Ok prod a piglet with a pointy stick and it would make it through i admit but it's not practical to do so on any scale.
My Jack Russel could do it at a squeeze if i stood the other side with a nice bit of meat to temp her.
Fig. 12, Plate VIII. is a South-east view of three remarkable hills at the South end of Stanton moor, on which there are Druidical monuments (a). Careliff rocks on the top are a rocking stone and several rock basons; at the foot of these rocks at (b) is a hermitage. The rocks marked (c) form Graned Tor, or Mock Beggars Hall; the hill (d) is Dutwood Tor, where (e) is a rock canopy that hangs over an augurial seat; on the top of this Tor are three rock basons, evidently cut with a tool. This view was taken from near the bottom of the hill [f], on which there are several large rocks called Bradley rocks; on the top is a large rocking stone.
I flatter myself you will agree with me in lamenting, that these curious remains of antiquity should have been so much neglected, and that the want of attention, in not making accurate observations on the form and construction of these rock monuments, should occasion a disbelief of their being Druidical.
I am, with great respect,
Your sincere and much obliged
An Account of the Druidical Remains in Derbyshire. In a Letter to the Right Honourable Frederick Montague, FAS. By Hayman Rooke, Esq. FAS. In Archaeologia v12 (1796). Careliff = Cratcliffe? and Dutwood also seems to be variously Dudwood and Durwood?

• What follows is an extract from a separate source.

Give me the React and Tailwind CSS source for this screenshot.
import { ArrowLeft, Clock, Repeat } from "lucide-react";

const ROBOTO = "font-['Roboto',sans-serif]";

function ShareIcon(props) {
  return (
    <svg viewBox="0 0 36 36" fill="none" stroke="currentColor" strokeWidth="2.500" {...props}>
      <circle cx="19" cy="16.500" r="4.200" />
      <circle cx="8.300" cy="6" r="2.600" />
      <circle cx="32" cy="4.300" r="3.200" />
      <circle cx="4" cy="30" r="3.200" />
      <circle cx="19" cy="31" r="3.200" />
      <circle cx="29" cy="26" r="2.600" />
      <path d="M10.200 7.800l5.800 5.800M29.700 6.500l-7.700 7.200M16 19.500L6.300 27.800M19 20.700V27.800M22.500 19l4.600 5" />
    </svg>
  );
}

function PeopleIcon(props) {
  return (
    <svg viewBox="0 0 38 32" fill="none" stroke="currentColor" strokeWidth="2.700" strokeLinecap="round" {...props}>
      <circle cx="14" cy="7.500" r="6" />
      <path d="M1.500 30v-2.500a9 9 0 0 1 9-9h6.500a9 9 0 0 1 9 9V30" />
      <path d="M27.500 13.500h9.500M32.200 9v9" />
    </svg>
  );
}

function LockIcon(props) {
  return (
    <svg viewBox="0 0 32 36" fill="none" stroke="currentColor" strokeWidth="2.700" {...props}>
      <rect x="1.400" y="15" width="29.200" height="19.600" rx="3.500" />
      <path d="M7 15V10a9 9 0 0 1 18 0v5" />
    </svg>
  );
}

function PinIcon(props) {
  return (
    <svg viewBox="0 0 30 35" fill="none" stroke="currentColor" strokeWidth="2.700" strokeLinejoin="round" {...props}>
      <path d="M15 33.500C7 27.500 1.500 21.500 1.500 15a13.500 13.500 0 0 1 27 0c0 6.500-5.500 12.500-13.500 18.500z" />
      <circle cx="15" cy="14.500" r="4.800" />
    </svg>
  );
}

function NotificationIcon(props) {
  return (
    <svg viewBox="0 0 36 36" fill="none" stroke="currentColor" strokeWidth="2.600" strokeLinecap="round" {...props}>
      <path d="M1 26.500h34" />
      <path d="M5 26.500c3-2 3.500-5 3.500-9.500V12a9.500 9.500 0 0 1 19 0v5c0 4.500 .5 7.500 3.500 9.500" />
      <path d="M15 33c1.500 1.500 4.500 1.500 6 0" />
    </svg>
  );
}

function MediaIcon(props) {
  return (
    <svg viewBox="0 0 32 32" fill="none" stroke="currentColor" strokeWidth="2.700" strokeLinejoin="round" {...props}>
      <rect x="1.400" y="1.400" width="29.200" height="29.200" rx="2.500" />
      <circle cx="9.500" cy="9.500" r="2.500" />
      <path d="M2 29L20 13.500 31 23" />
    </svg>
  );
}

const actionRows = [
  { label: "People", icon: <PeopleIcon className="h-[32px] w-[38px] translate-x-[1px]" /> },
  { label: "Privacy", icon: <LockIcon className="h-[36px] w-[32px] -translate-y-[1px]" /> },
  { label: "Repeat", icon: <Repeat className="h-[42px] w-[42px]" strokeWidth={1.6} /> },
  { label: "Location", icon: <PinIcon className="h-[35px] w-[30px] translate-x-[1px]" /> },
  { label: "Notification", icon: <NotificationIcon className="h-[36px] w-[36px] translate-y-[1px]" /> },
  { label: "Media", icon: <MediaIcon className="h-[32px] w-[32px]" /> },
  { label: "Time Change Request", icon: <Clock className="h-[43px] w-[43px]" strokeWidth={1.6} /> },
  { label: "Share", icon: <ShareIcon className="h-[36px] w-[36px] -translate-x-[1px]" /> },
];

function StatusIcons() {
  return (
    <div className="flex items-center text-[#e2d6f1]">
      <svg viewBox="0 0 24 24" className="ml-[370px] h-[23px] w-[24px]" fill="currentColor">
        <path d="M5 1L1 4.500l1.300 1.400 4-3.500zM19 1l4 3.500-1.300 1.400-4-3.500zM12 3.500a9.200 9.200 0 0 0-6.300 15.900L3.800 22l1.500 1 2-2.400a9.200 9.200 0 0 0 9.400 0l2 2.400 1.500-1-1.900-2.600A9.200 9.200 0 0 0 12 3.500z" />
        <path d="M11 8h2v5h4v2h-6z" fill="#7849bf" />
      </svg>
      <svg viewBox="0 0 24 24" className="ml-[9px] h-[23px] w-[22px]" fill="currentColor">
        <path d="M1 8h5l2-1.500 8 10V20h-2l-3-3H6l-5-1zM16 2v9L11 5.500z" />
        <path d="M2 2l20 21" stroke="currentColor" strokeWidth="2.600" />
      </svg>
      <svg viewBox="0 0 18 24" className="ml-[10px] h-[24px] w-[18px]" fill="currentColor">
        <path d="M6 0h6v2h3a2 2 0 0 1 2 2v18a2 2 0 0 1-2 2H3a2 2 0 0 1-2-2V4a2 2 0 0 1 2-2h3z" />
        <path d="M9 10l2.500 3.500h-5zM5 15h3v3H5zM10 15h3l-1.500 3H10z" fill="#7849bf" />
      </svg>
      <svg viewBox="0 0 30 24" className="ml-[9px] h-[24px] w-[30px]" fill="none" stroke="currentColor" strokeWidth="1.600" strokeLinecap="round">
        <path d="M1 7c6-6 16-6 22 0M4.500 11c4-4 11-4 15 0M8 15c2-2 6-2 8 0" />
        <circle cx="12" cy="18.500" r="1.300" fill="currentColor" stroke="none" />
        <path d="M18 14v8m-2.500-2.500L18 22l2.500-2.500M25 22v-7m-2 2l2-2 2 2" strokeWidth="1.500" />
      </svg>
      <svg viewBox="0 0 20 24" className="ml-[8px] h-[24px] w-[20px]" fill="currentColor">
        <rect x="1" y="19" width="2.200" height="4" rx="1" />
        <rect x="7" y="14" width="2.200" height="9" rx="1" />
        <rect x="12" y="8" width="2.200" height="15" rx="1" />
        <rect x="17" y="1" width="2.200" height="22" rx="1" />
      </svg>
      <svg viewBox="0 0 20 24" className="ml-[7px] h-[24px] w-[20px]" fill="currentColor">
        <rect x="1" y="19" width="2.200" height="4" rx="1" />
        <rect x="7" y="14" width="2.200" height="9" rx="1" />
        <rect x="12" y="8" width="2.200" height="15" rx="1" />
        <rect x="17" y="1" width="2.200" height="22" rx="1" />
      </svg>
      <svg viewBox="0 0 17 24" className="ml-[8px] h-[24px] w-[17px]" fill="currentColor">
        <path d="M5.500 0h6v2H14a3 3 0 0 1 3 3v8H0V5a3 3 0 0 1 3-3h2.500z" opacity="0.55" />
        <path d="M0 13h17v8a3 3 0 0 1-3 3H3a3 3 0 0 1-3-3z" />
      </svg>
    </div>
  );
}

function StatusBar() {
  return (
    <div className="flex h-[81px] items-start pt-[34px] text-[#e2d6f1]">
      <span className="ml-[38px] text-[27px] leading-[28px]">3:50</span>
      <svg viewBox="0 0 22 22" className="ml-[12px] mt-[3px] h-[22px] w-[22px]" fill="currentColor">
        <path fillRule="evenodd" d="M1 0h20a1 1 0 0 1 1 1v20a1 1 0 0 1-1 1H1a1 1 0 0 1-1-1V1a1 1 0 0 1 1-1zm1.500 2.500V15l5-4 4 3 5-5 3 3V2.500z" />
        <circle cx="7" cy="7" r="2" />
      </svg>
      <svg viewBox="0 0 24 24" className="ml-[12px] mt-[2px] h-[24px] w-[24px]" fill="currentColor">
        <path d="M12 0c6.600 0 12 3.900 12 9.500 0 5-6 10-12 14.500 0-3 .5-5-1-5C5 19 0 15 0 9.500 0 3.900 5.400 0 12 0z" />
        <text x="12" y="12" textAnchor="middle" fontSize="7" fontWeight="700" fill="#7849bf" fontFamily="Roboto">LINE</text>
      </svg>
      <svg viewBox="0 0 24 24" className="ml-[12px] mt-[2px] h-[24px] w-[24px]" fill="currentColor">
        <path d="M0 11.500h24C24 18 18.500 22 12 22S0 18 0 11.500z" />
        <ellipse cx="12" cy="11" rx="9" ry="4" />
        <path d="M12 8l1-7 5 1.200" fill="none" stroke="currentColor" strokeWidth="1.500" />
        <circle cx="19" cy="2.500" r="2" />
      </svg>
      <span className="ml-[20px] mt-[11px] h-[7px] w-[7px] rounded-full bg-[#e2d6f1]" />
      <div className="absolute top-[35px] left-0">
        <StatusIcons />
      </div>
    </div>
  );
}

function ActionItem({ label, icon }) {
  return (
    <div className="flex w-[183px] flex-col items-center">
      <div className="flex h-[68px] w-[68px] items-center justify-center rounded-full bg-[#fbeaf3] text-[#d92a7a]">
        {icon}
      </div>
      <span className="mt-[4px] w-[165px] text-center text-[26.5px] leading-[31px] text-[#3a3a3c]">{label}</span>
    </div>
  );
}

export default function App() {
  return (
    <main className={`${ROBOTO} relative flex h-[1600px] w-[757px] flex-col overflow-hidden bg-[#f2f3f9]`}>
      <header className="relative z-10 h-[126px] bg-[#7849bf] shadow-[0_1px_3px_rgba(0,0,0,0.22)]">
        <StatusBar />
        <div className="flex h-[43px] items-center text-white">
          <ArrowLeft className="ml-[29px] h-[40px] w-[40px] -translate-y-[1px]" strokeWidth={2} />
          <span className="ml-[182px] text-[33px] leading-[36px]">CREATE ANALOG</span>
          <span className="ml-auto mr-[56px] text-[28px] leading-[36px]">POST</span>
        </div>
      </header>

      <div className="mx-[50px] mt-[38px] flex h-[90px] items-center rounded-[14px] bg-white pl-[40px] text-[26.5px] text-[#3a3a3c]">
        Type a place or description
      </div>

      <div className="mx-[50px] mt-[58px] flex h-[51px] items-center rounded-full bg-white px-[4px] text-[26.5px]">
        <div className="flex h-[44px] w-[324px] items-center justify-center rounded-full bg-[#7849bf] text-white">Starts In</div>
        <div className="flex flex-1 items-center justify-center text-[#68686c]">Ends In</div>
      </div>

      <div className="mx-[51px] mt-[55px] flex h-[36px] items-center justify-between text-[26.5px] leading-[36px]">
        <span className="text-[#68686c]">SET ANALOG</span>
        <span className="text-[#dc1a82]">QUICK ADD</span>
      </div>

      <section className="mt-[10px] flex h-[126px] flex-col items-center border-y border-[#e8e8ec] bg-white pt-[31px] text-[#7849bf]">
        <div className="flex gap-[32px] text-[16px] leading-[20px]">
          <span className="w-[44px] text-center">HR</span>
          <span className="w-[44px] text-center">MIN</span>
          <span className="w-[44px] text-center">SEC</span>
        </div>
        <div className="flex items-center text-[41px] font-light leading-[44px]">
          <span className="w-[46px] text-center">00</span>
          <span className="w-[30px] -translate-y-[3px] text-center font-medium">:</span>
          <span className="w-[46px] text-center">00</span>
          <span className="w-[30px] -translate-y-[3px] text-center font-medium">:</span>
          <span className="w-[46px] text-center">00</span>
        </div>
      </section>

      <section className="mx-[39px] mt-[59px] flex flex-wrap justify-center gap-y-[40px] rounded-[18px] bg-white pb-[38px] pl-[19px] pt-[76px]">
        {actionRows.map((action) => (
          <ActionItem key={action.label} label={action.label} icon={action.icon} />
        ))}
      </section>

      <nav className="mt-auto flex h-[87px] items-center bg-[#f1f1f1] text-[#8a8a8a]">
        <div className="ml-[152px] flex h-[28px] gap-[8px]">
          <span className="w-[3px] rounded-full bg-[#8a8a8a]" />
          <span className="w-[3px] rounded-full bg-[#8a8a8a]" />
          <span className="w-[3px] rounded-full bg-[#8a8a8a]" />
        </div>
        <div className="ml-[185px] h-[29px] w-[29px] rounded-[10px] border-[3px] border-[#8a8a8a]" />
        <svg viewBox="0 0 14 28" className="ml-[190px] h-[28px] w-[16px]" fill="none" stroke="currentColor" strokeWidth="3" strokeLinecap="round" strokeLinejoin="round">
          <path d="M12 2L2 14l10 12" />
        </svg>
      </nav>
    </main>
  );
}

"Nearly a quarter of a mile west of Row-tor is another assemblage of large rocks, forming a similar kind of hill, called Bradley-tor, after a former owner of the property on which they stand; on the upper part is a rocking stone 32 feet in circumference, and of orbicular shape, and raised above the ground by 2 stones having a passage between them. This conforms in every aspect to the Tolmens or rock idols described in Borlase's 'Antiquities of Cornwall' in which part of England there are many examples of this form rocking-stones...."
T. Bateman "Vestiges of the Antiquities of Derbys"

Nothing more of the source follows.